A molded EVA case can be made to fit a specific laptop size or product family. For example, a brand may design separate cases for 13-inch, 14-inch, 15.6-inch, and 16-inch laptops. The inner dimension, corner radius, shell depth, and zipper path should be adjusted carefully because laptop sizes are not identical even when screen sizes sound similar. A 14-inch slim ultrabook and a 14-inch gaming laptop may need very different case depth.
| User Scenario | Why EVA Works | Possible Limitation |
|---|---|---|
| Minimal office carry | Clean, slim, professional | Limited room for charger and mouse |
| Backpack insert protection | Adds shell protection inside another bag | Must fit inside backpack compartment |
| Travel electronics case | Good shape retention in luggage | Bulky if too thick |
| Corporate device kit | Easy to standardize by laptop size | Mold and tooling need planning |
| Premium tech accessory | Modern molded appearance | Surface finishing must look refined |
| Student laptop protection | Better against book pressure | May not hold many accessories |
Where EVA Laptop Cases Can Disappoint
EVA is not magic. A poorly designed EVA case can still fail the user. If the shell is too thin, the case may feel cheap. If the zipper is poorly placed, it may rub against the laptop. If the inner lining is rough, it may scratch the device. If the case has no internal pocket, users may force chargers inside and press them against the screen.

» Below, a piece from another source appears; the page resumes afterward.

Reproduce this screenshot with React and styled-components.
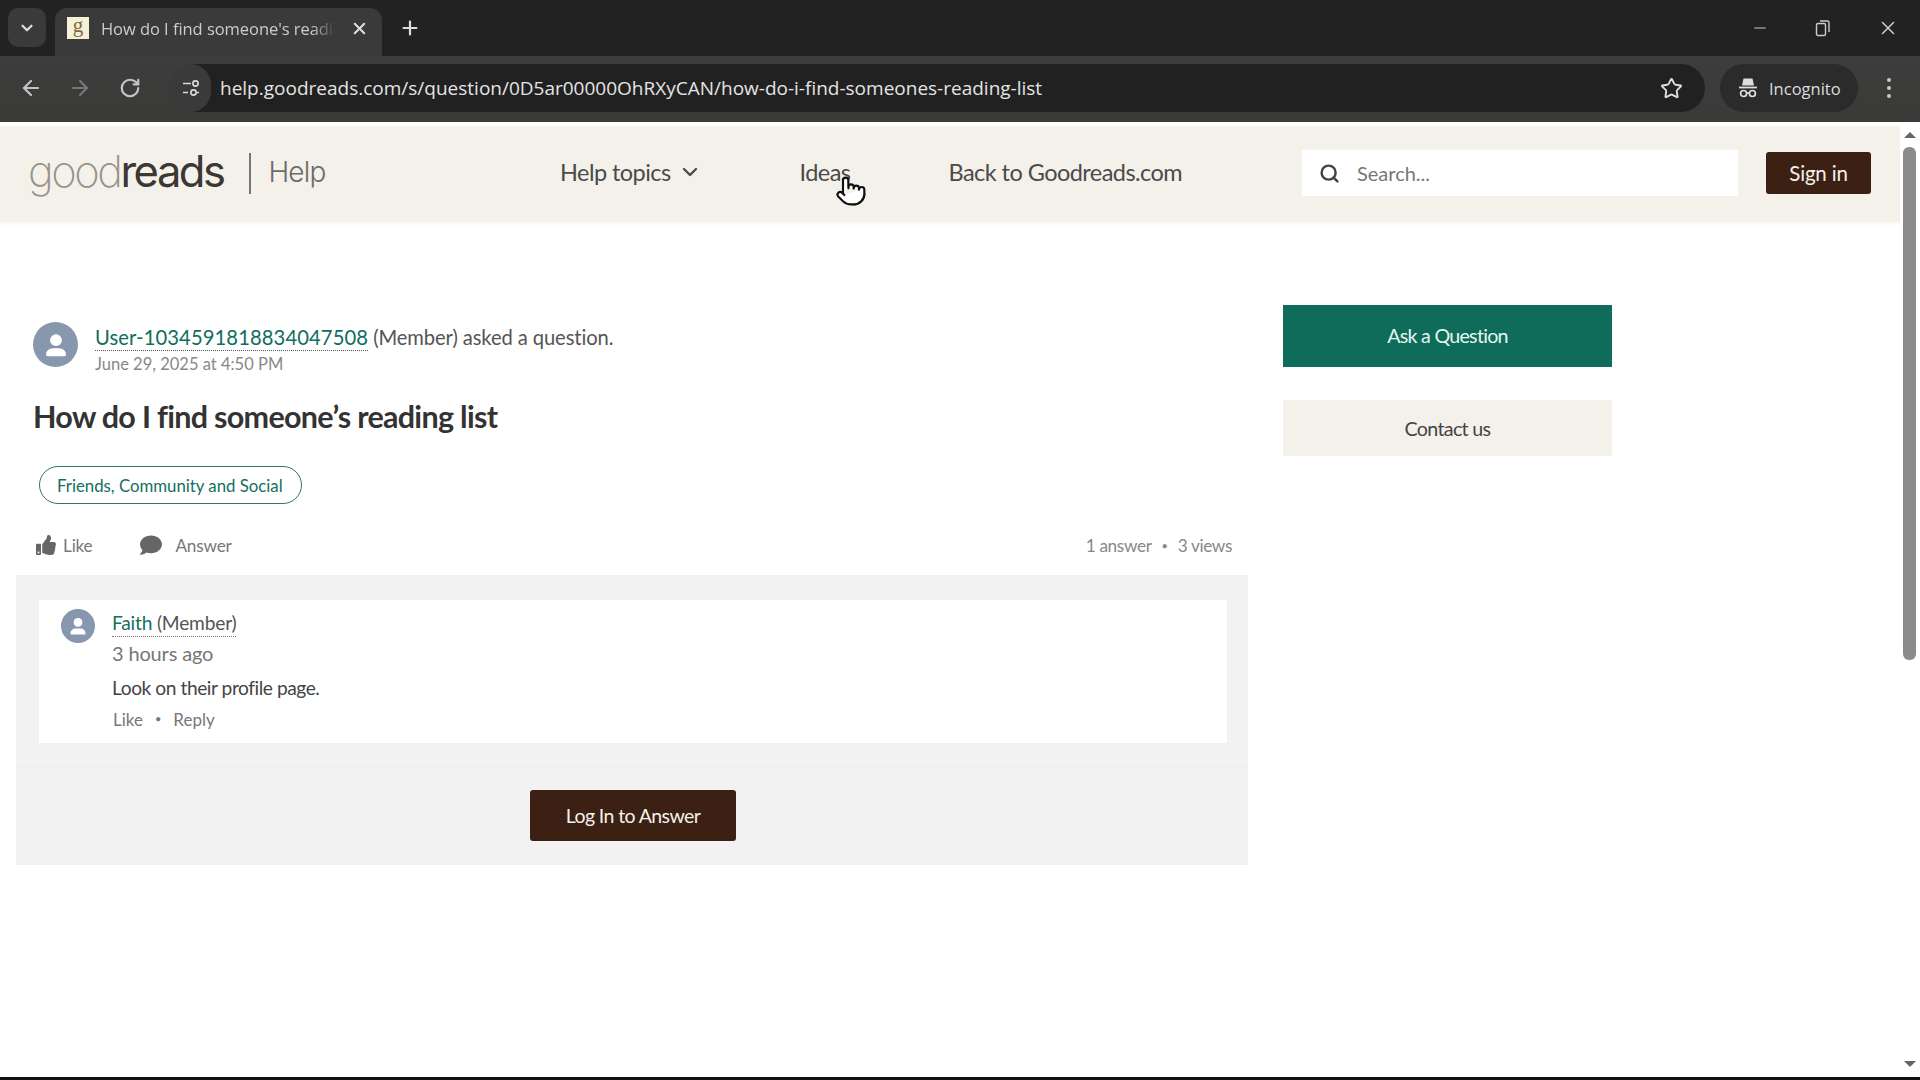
import React from "react";
import styled, { createGlobalStyle } from "styled-components";
import { ChevronDown, Search, ArrowLeft, ArrowRight, RotateCw, Star, X, Plus, Minus, Pointer } from "lucide-react";
import { FaThumbsUp, FaComment } from "react-icons/fa";

const Global = createGlobalStyle`
  html, body { margin: 0; padding: 0; height: 100%; overflow: hidden; background: #fff; }
  * { box-sizing: border-box; }
  body { font-family: Lato, "Open Sans", sans-serif; }
`;

const Screen = styled.div`
  width: 1920px; height: 1080px; display: flex; flex-direction: column; position: relative; overflow: hidden; background: #fff;
`;
const TabStrip = styled.div`
  height: 56px; background: #222; display: flex; align-items: flex-end; padding-left: 8px; color: #ddd;
  font-family: "Open Sans", sans-serif;
`;
const TabList = styled.button`
  width: 38px; height: 39px; margin-bottom: 9px; background: #3a3a3a; border: 0; border-radius: 10px; color: #ddd;
  display: flex; align-items: center; justify-content: center; padding: 0;
`;
const Tab = styled.div`
  width: 327px; height: 48px; margin-left: 9px; background: #3a3a3a; border-radius: 12px 12px 0 0; display: flex; align-items: center; padding: 0 12px 8px 12px;
`;
const Favicon = styled.div`
  width: 22px; height: 22px; background: #f4f1d8; color: #7a6a3a; font: 400 21px/17px "Liberation Serif", serif; text-align: center; flex: none;
`;
const TabTitle = styled.div`
  margin-left: 12px; width: 234px; overflow: hidden; white-space: nowrap; font-size: 16.5px; color: #ccc; letter-spacing: -0.05px;
  mask-image: linear-gradient(90deg, #000 90%, transparent);
`;
const TabClose = styled.div`
  margin-left: 15px; display: flex; color: #ddd;
`;
const NewTab = styled.div`
  margin: 0 0 17px 17px; display: flex; color: #ddd;
`;
const WindowControls = styled.div`
  margin-left: auto; height: 56px; display: flex; align-items: center; color: #ccc; padding-right: 21px; gap: 46px;
`;
const Toolbar = styled.div`
  height: 66px; background: linear-gradient(#3d3d3d, #3a3a38); display: flex; align-items: center; padding: 0 0 2px 19px; color: #bbb;
`;
const NavIcon = styled.div`
  display: flex; color: ${p => p.$dim ? "#777" : "#c4c4c4"}; margin-right: ${p => p.$gap}px; flex: none;
`;
const Omnibox = styled.div`
  width: 1535px; height: 48px; border-radius: 24px; background: #212121; display: flex; align-items: center; position: relative;
  font-family: "Open Sans", sans-serif;
`;
const SiteInfo = styled.div`
  width: 41px; height: 48px; border-radius: 24px; background: #3a3a3a; display: flex; align-items: center; justify-content: center; flex: none;
`;
const Url = styled.div`
  margin-left: 9px; font-size: 19px; color: #e4e4e4; white-space: nowrap; flex: 1;
`;
const StarSlot = styled.div`
  display: flex; margin-right: 22px; color: #ddd;
`;
const IncognitoPill = styled.div`
  width: 138px; height: 48px; margin-left: 15px; border-radius: 24px; background: #2b2b2b; display: flex; align-items: center; padding-left: 18px; gap: 11px;
  font: 16.5px "Open Sans", sans-serif; color: #ddd; flex: none;
`;
const Kebab = styled.div`
  margin-left: 29px; display: flex; flex-direction: column; gap: 4px;
  i { width: 4px; height: 4px; border-radius: 50%; background: #c8c8c8; display: block; }
`;

const Viewport = styled.div`
  flex: 1; display: flex; min-height: 0;
`;
const Main = styled.div`
  flex: 1; min-width: 0; padding-top: 4px;
`;
const Header = styled.header`
  height: 96px; background: #f4f1ea; display: flex; align-items: center; padding: 0 29px 2px; box-shadow: 0 2px 3px rgba(0,0,0,.04);
`;
const Logo = styled.div`
  display: flex; align-items: center; width: 531px; flex: none;
`;
const Wordmark = styled.div`
  font: 200 43.5px/50px Inter, "Liberation Sans", sans-serif; letter-spacing: -2.5px; color: #98938b; margin: -5px 0 0 -1px;
  b { font-weight: 400; color: #3b3733; }
`;
const LogoBar = styled.div`
  width: 2px; height: 41px; background: #7a756e; margin: 0 17px 0 26px;
`;
const LogoHelp = styled.div`
  font: 300 28px/40px Inter, "Liberation Sans", sans-serif; color: #6f6b66; letter-spacing: -0.8px; margin-top: -2px;
`;
const Nav = styled.nav`
  display: flex; align-items: center; gap: 98px; margin-top: -2px;
`;
const NavLink = styled.div`
  display: flex; align-items: center; gap: 7px; font-size: 23.5px; color: #4a4a4a; letter-spacing: -0.55px; white-space: nowrap;
`;
const SearchBox = styled.div`
  width: 436px; height: 46px; margin-left: auto; background: #fff; display: flex; align-items: center; padding-left: 17px; gap: 17px; font-size: 20px; color: #777;
`;
const SignIn = styled.button`
  width: 105px; height: 42px; margin-left: 28px; background: #3b2013; color: #f4f1ea; border: 0; border-radius: 3px; font: 20.5px Lato, sans-serif; letter-spacing: -0.2px; padding: 0;
`;
const Body = styled.div`
  display: grid; grid-template-columns: 1232px 329px; column-gap: 35px; padding-left: 16px;
`;
const Left = styled.main`
  padding-top: 100px;
`;
const Question = styled.section`
  padding-left: 17px;
`;
const Byline = styled.div`
  display: flex; gap: 17px; align-items: flex-start;
`;
const Avatar = styled.div`
  width: ${p => p.$size}px; height: ${p => p.$size}px; border-radius: 50%; background: #8798ae; display: flex; align-items: center; justify-content: center; flex: none;
`;
const BylineText = styled.div`
  margin-top: 2px;
`;
const BylineTop = styled.div`
  font-size: 20.2px; line-height: 26px; color: #555; letter-spacing: -0.1px;
`;
const UserLink = styled.a`
  color: #0f6e5c; border-bottom: 1px dotted #555; padding-bottom: 1px; letter-spacing: 0.1px;
`;
const BylineDate = styled.div`
  font-size: 16.5px; line-height: 20px; color: #888; margin-top: 4px; letter-spacing: 0;
`;
const Title = styled.h1`
  margin: 22px 0 0; font: 700 30.5px/40px Lato, sans-serif; color: #333; letter-spacing: -0.7px;
`;
const Pill = styled.div`
  display: inline-flex; align-items: center; height: 38px; margin: 30px 0 0 6px; padding: 0 18px 0 17px; border: 1.5px solid #2b7868; border-radius: 19px; font-size: 16.8px; color: #14705f; white-space: nowrap;
`;
const Actions = styled.div`
  display: flex; align-items: center; height: 30px; margin-top: 26px; padding: 0 16px 0 3px; font-size: 17.2px; color: #777; letter-spacing: -0.2px;
`;
const Action = styled.div`
  display: flex; align-items: center; gap: ${p => p.$gap}px; margin-right: 48px;
`;
const Stats = styled.div`
  margin: 2px 0 0 auto; display: flex; gap: 10px; font-size: 17.2px; color: #888; letter-spacing: -0.35px;
`;
const SmallDot = styled.span`
  font-size: 11px; line-height: 22px;
`;
const Panel = styled.div`
  margin-top: 15px; height: 290px; background: #f2f2f2; padding-top: 25px;
`;
const Card = styled.div`
  margin: 0 21px 0 23px; height: 143px; background: #fff; padding: 9px 22px 0; display: flex; gap: 17px;
`;
const CommentBody = styled.div`
  display: flex; flex-direction: column; padding-top: 1px;
`;
const CommentAuthor = styled.div`
  align-self: flex-start; font-size: 19.2px; line-height: 26px; color: #555; border-bottom: 1px dotted #777; letter-spacing: -0.2px;
  a { color: #14705f; }
`;
const Ago = styled.div`
  font-size: 20px; line-height: 28px; color: #777; margin-top: 2px; letter-spacing: -0.15px;
`;
const CommentText = styled.div`
  font-size: 19.2px; line-height: 26px; color: #444; margin-top: 8px; letter-spacing: -0.45px;
`;
const CommentActions = styled.div`
  display: flex; gap: 12px; font-size: 17px; line-height: 24px; color: #777; margin-top: 7px; padding-left: 1px;
`;
const PanelFooter = styled.div`
  margin-top: 23px; border-top: 1px solid #ececec; padding-top: 23px; display: flex; justify-content: center;
`;
const LoginButton = styled.button`
  width: 206px; height: 51px; background: #3b2013; color: #f4f1ea; border: 0; border-radius: 3px; font: 19.5px Lato, sans-serif; letter-spacing: -0.6px; padding: 0; margin-left: 2px;
`;
const Aside = styled.aside`
  padding-top: 83px; display: flex; flex-direction: column; gap: 33px;
`;
const AskButton = styled.div`
  height: 62px; background: #0f6b5a; color: #e4f6ef; display: flex; align-items: center; justify-content: center; font-size: 19.7px; letter-spacing: -0.75px; padding-bottom: 2px;
`;
const ContactButton = styled.div`
  height: 56px; background: #f4f1ea; color: #444; display: flex; align-items: center; justify-content: center; font-size: 19.7px; letter-spacing: -0.7px;
`;
const Scrollbar = styled.div`
  width: 20px; flex: none; background: #fff; display: flex; flex-direction: column; align-items: center; position: relative; padding-top: 10px;
`;
const ArrowUp = styled.div`
  width: 0; height: 0; border: 6px solid transparent; border-top: 0; border-bottom: 6px solid #666;
`;
const Thumb = styled.div`
  width: 13px; height: 513px; margin-top: 9px; margin-left: -1px; border-radius: 6px; background: #8b8b8b;
`;
const ArrowDown = styled.div`
  width: 0; height: 0; border: 6px solid transparent; border-bottom: 0; border-top: 6px solid #666; margin-top: auto; margin-bottom: 10px;
`;
const BottomEdge = styled.div`
  height: 3px; background: #111; flex: none;
`;
const Cursor = styled.div`
  position: absolute; left: 835px; top: 175px; color: #111; display: flex;
  svg { fill: #fff; }
`;

const PersonIcon = ({ size }) => (
  <svg width={size} height={size} viewBox="0 0 24 24" fill="#fff">
    <circle cx="12" cy="8.4" r="4.4" />
    <path d="M4.5 19.2c0-2.6 2.6-4.7 5-4.7h5c2.4 0 5 2.1 5 4.7 0 .8-.6 1.3-1.3 1.3H5.8c-.7 0-1.3-.5-1.3-1.3z" />
  </svg>
);

const TuneIcon = () => (
  <svg width="20" height="20" viewBox="0 0 20 20" fill="none" stroke="#d8d8d8" strokeWidth="1.7">
    <path d="M2 5.5h8M2 14.5h5" />
    <circle cx="14.5" cy="5.5" r="2.6" />
    <circle cx="12.5" cy="14.5" r="2.6" />
    <path d="M16 14.5h2" />
  </svg>
);

const RestoreIcon = () => (
  <svg width="16" height="18" viewBox="0 0 16 18" fill="none" stroke="#ccc" strokeWidth="1.4">
    <rect x="1.5" y="4.5" width="9" height="12" rx="1.5" />
    <path d="M5 2h7.5A1.5 1.5 0 0 1 14 3.5V13" />
  </svg>
);

const IncognitoIcon = () => (
  <svg width="20" height="22" viewBox="0 0 20 22" fill="#ddd">
    <path d="M5.5 1.5h9l1.5 7H4z" />
    <rect x="1" y="9.6" width="18" height="1.8" />
    <g fill="none" stroke="#ddd" strokeWidth="1.7">
      <circle cx="5.6" cy="16.5" r="3" />
      <circle cx="14.4" cy="16.5" r="3" />
      <path d="M8.6 16h2.8" />
    </g>
  </svg>
);

export default function App() {
  return (
    <Screen>
      <Global />
      <TabStrip>
        <TabList><ChevronDown size={18} strokeWidth={3} /></TabList>
        <Tab>
          <Favicon>g</Favicon>
          <TabTitle>How do I find someone's reading list</TabTitle>
          <TabClose><X size={19} strokeWidth={2.6} /></TabClose>
        </Tab>
        <NewTab><Plus size={22} strokeWidth={2.4} /></NewTab>
        <WindowControls>
          <Minus size={18} strokeWidth={1.6} />
          <RestoreIcon />
          <X size={22} strokeWidth={1.6} />
        </WindowControls>
      </TabStrip>
      <Toolbar>
        <NavIcon $gap={25}><ArrowLeft size={24} strokeWidth={2.2} /></NavIcon>
        <NavIcon $dim $gap={27}><ArrowRight size={24} strokeWidth={2.2} /></NavIcon>
        <NavIcon $gap={29}><RotateCw size={22} strokeWidth={2.4} /></NavIcon>
        <Omnibox>
          <SiteInfo><TuneIcon /></SiteInfo>
          <Url>help.goodreads.com/s/question/0D5ar00000OhRXyCAN/how-do-i-find-someones-reading-list</Url>
          <StarSlot><Star size={23} strokeWidth={2} /></StarSlot>
        </Omnibox>
        <IncognitoPill><IncognitoIcon />Incognito</IncognitoPill>
        <Kebab><i /><i /><i /></Kebab>
      </Toolbar>
      <Viewport>
        <Main>
          <Header>
            <Logo>
              <Wordmark>good<b>reads</b></Wordmark>
              <LogoBar />
              <LogoHelp>Help</LogoHelp>
            </Logo>
            <Nav>
              <NavLink>Help topics <ChevronDown size={24} strokeWidth={2.4} /></NavLink>
              <NavLink>Ideas</NavLink>
              <NavLink>Back to Goodreads.com</NavLink>
            </Nav>
            <SearchBox><Search size={21} strokeWidth={2.8} color="#444" />Search...</SearchBox>
            <SignIn>Sign in</SignIn>
          </Header>
          <Body>
            <Left>
              <Question>
                <Byline>
                  <Avatar $size={45}><PersonIcon size={32} /></Avatar>
                  <BylineText>
                    <BylineTop><UserLink>User-1034591818834047508</UserLink> (Member) asked a question.</BylineTop>
                    <BylineDate>June 29, 2025 at 4:50 PM</BylineDate>
                  </BylineText>
                </Byline>
                <Title>How do I find someone’s reading list</Title>
                <Pill>Friends, Community and Social</Pill>
                <Actions>
                  <Action $gap={7}><FaThumbsUp size={20} color="#666" />Like</Action>
                  <Action $gap={13}><FaComment size={22} color="#666" />Answer</Action>
                  <Stats><span>1 answer</span><SmallDot>•</SmallDot><span>3 views</span></Stats>
                </Actions>
              </Question>
              <Panel>
                <Card>
                  <Avatar $size={34}><PersonIcon size={24} /></Avatar>
                  <CommentBody>
                    <CommentAuthor><a>Faith</a> (Member)</CommentAuthor>
                    <Ago>3 hours ago</Ago>
                    <CommentText>Look on their profile page.</CommentText>
                    <CommentActions><span>Like</span><SmallDot>•</SmallDot><span>Reply</span></CommentActions>
                  </CommentBody>
                </Card>
                <PanelFooter><LoginButton>Log In to Answer</LoginButton></PanelFooter>
              </Panel>
            </Left>
            <Aside>
              <AskButton>Ask a Question</AskButton>
              <ContactButton>Contact us</ContactButton>
            </Aside>
          </Body>
        </Main>
        <Scrollbar>
          <ArrowUp />
          <Thumb />
          <ArrowDown />
        </Scrollbar>
      </Viewport>
      <BottomEdge />
      <Cursor><Pointer size={32} strokeWidth={1.6} /></Cursor>
    </Screen>
  );
}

If the mold is too tight, the laptop may be hard to insert. If the mold is too loose, the laptop may move around inside.
Another mistake is calling EVA “waterproof” without thinking about the whole product. EVA foam has strong moisture resistance because of its closed-cell structure, but a finished case also includes stitching, zipper openings, seams, fabric covering, and internal lining. Some foam references note that EVA’s closed-cell structure gives inherent moisture resistance, but that does not automatically make every EVA product completely waterproof under prolonged exposure or immersion.
For real product development, it is safer to describe most EVA laptop cases as water-resistant unless waterproof zippers, sealed seams, laminated surfaces, and proper testing are included.
EVA Laptop Case Development Checklist
Before ordering an EVA laptop case sample, the brand should prepare product details rather than sending only a reference photo. A reference image can show style direction, but it cannot define protection performance.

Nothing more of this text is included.